Lines of data:

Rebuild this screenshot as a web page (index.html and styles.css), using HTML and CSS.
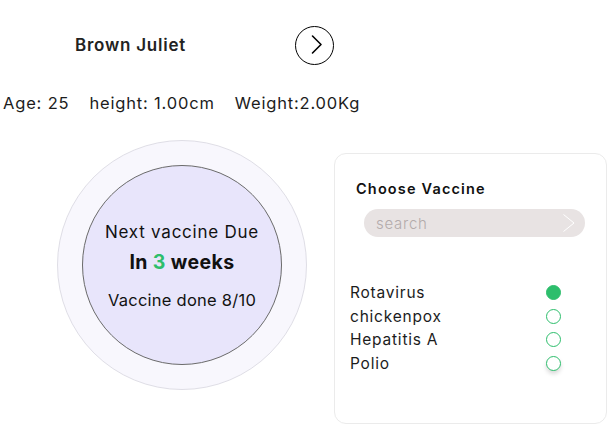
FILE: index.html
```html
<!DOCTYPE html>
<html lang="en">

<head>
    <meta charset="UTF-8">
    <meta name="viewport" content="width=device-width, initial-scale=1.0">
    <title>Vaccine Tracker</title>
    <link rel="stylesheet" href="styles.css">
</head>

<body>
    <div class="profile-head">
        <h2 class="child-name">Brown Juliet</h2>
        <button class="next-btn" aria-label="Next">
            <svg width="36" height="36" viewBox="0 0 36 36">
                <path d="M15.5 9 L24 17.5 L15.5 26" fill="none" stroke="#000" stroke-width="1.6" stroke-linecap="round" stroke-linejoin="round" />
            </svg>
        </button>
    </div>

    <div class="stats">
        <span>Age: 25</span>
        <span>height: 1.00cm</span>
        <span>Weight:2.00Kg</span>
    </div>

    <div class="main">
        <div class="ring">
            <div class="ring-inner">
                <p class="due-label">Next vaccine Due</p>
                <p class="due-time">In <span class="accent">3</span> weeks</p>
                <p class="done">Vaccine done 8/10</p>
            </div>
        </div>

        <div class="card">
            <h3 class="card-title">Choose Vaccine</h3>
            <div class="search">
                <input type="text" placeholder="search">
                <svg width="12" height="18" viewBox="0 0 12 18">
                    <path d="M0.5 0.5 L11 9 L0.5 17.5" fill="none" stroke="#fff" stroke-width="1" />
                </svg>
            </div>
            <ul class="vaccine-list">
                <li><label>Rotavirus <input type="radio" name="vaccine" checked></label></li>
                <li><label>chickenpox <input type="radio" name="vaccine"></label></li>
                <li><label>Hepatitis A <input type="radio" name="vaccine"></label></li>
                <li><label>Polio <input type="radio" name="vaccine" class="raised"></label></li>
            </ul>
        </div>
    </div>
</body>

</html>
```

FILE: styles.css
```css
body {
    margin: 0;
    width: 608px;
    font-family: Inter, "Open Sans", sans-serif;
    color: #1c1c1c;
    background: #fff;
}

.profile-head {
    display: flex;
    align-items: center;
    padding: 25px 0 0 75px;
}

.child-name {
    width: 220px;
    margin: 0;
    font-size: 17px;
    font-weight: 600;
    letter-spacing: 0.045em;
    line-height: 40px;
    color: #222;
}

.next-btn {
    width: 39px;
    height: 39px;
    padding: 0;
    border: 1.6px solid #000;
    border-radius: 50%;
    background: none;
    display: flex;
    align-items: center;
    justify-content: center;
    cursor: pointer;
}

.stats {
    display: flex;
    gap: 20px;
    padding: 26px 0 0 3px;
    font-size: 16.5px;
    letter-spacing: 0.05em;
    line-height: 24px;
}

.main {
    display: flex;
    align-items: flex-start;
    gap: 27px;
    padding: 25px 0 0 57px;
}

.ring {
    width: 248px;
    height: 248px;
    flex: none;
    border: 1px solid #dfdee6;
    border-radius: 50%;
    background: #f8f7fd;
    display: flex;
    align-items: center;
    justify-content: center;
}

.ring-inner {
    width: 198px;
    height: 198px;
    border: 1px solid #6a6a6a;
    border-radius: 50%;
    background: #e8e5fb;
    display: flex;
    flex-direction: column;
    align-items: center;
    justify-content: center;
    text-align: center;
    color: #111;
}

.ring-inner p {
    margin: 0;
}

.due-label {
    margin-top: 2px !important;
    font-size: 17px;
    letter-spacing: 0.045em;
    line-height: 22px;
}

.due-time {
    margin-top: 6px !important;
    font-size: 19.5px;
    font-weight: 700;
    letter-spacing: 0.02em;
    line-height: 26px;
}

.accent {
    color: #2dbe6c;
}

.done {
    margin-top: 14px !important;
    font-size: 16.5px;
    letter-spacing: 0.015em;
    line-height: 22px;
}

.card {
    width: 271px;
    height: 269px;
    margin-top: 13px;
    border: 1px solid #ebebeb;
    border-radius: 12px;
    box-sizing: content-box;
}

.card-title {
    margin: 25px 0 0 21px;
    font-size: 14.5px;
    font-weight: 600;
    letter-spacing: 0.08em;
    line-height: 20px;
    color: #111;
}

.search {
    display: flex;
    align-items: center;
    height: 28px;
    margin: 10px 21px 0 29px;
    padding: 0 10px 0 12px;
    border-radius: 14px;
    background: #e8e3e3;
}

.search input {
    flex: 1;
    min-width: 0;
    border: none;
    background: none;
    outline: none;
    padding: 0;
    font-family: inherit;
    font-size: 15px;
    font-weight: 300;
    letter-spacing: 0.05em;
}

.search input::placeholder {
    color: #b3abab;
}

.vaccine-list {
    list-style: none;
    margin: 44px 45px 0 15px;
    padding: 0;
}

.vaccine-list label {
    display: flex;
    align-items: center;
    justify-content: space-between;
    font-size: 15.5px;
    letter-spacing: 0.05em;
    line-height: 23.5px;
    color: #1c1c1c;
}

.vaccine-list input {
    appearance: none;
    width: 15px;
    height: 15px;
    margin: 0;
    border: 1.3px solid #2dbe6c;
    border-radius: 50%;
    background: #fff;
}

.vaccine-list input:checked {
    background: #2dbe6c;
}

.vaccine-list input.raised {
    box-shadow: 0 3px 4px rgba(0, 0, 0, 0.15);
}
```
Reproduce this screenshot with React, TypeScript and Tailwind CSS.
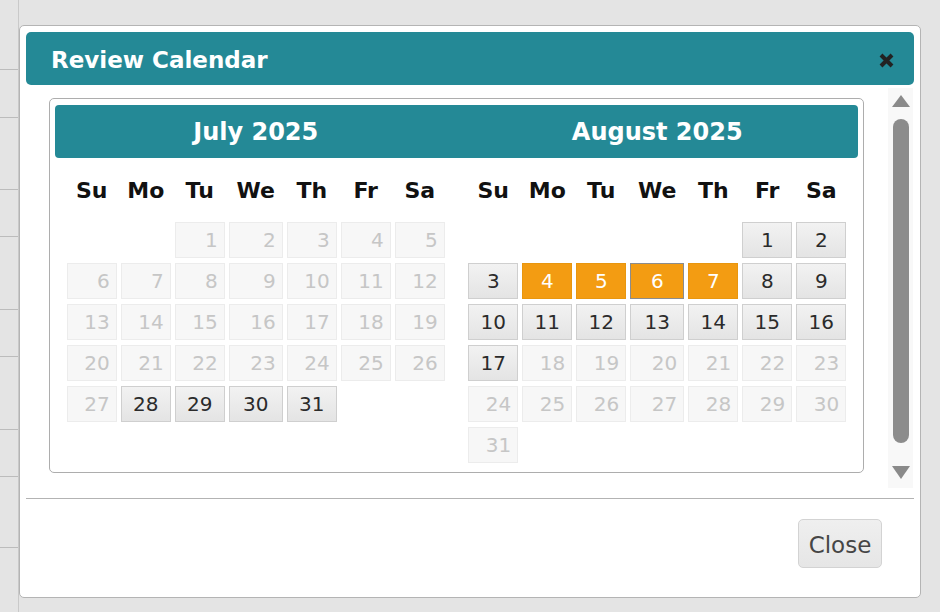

EXERCISE DETAILS: Write out again every line above exactly as given; the pictures do not belong in the copy.

OUTPUT OF THE TASK:
Rebuild this screenshot as a web page (index.html and styles.css), using HTML and CSS.
FILE: index.html
```html
<!DOCTYPE html>
<html lang="en">

<head>
    <meta charset="UTF-8">
    <meta name="viewport" content="width=device-width, initial-scale=1.0">
    <title>Vaccine Tracker</title>
    <link rel="stylesheet" href="styles.css">
</head>

<body>
    <div class="profile-head">
        <h2 class="child-name">Brown Juliet</h2>
        <button class="next-btn" aria-label="Next">
            <svg width="36" height="36" viewBox="0 0 36 36">
                <path d="M15.5 9 L24 17.5 L15.5 26" fill="none" stroke="#000" stroke-width="1.6" stroke-linecap="round" stroke-linejoin="round" />
            </svg>
        </button>
    </div>

    <div class="stats">
        <span>Age: 25</span>
        <span>height: 1.00cm</span>
        <span>Weight:2.00Kg</span>
    </div>

    <div class="main">
        <div class="ring">
            <div class="ring-inner">
                <p class="due-label">Next vaccine Due</p>
                <p class="due-time">In <span class="accent">3</span> weeks</p>
                <p class="done">Vaccine done 8/10</p>
            </div>
        </div>

        <div class="card">
            <h3 class="card-title">Choose Vaccine</h3>
            <div class="search">
                <input type="text" placeholder="search">
                <svg width="12" height="18" viewBox="0 0 12 18">
                    <path d="M0.5 0.5 L11 9 L0.5 17.5" fill="none" stroke="#fff" stroke-width="1" />
                </svg>
            </div>
            <ul class="vaccine-list">
                <li><label>Rotavirus <input type="radio" name="vaccine" checked></label></li>
                <li><label>chickenpox <input type="radio" name="vaccine"></label></li>
                <li><label>Hepatitis A <input type="radio" name="vaccine"></label></li>
                <li><label>Polio <input type="radio" name="vaccine" class="raised"></label></li>
            </ul>
        </div>
    </div>
</body>

</html>
```

FILE: styles.css
```css
body {
    margin: 0;
    width: 608px;
    font-family: Inter, "Open Sans", sans-serif;
    color: #1c1c1c;
    background: #fff;
}

.profile-head {
    display: flex;
    align-items: center;
    padding: 25px 0 0 75px;
}

.child-name {
    width: 220px;
    margin: 0;
    font-size: 17px;
    font-weight: 600;
    letter-spacing: 0.045em;
    line-height: 40px;
    color: #222;
}

.next-btn {
    width: 39px;
    height: 39px;
    padding: 0;
    border: 1.6px solid #000;
    border-radius: 50%;
    background: none;
    display: flex;
    align-items: center;
    justify-content: center;
    cursor: pointer;
}

.stats {
    display: flex;
    gap: 20px;
    padding: 26px 0 0 3px;
    font-size: 16.5px;
    letter-spacing: 0.05em;
    line-height: 24px;
}

.main {
    display: flex;
    align-items: flex-start;
    gap: 27px;
    padding: 25px 0 0 57px;
}

.ring {
    width: 248px;
    height: 248px;
    flex: none;
    border: 1px solid #dfdee6;
    border-radius: 50%;
    background: #f8f7fd;
    display: flex;
    align-items: center;
    justify-content: center;
}

.ring-inner {
    width: 198px;
    height: 198px;
    border: 1px solid #6a6a6a;
    border-radius: 50%;
    background: #e8e5fb;
    display: flex;
    flex-direction: column;
    align-items: center;
    justify-content: center;
    text-align: center;
    color: #111;
}

.ring-inner p {
    margin: 0;
}

.due-label {
    margin-top: 2px !important;
    font-size: 17px;
    letter-spacing: 0.045em;
    line-height: 22px;
}

.due-time {
    margin-top: 6px !important;
    font-size: 19.5px;
    font-weight: 700;
    letter-spacing: 0.02em;
    line-height: 26px;
}

.accent {
    color: #2dbe6c;
}

.done {
    margin-top: 14px !important;
    font-size: 16.5px;
    letter-spacing: 0.015em;
    line-height: 22px;
}

.card {
    width: 271px;
    height: 269px;
    margin-top: 13px;
    border: 1px solid #ebebeb;
    border-radius: 12px;
    box-sizing: content-box;
}

.card-title {
    margin: 25px 0 0 21px;
    font-size: 14.5px;
    font-weight: 600;
    letter-spacing: 0.08em;
    line-height: 20px;
    color: #111;
}

.search {
    display: flex;
    align-items: center;
    height: 28px;
    margin: 10px 21px 0 29px;
    padding: 0 10px 0 12px;
    border-radius: 14px;
    background: #e8e3e3;
}

.search input {
    flex: 1;
    min-width: 0;
    border: none;
    background: none;
    outline: none;
    padding: 0;
    font-family: inherit;
    font-size: 15px;
    font-weight: 300;
    letter-spacing: 0.05em;
}

.search input::placeholder {
    color: #b3abab;
}

.vaccine-list {
    list-style: none;
    margin: 44px 45px 0 15px;
    padding: 0;
}

.vaccine-list label {
    display: flex;
    align-items: center;
    justify-content: space-between;
    font-size: 15.5px;
    letter-spacing: 0.05em;
    line-height: 23.5px;
    color: #1c1c1c;
}

.vaccine-list input {
    appearance: none;
    width: 15px;
    height: 15px;
    margin: 0;
    border: 1.3px solid #2dbe6c;
    border-radius: 50%;
    background: #fff;
}

.vaccine-list input:checked {
    background: #2dbe6c;
}

.vaccine-list input.raised {
    box-shadow: 0 3px 4px rgba(0, 0, 0, 0.15);
}
```
Reproduce this screenshot with React, TypeScript and Tailwind CSS.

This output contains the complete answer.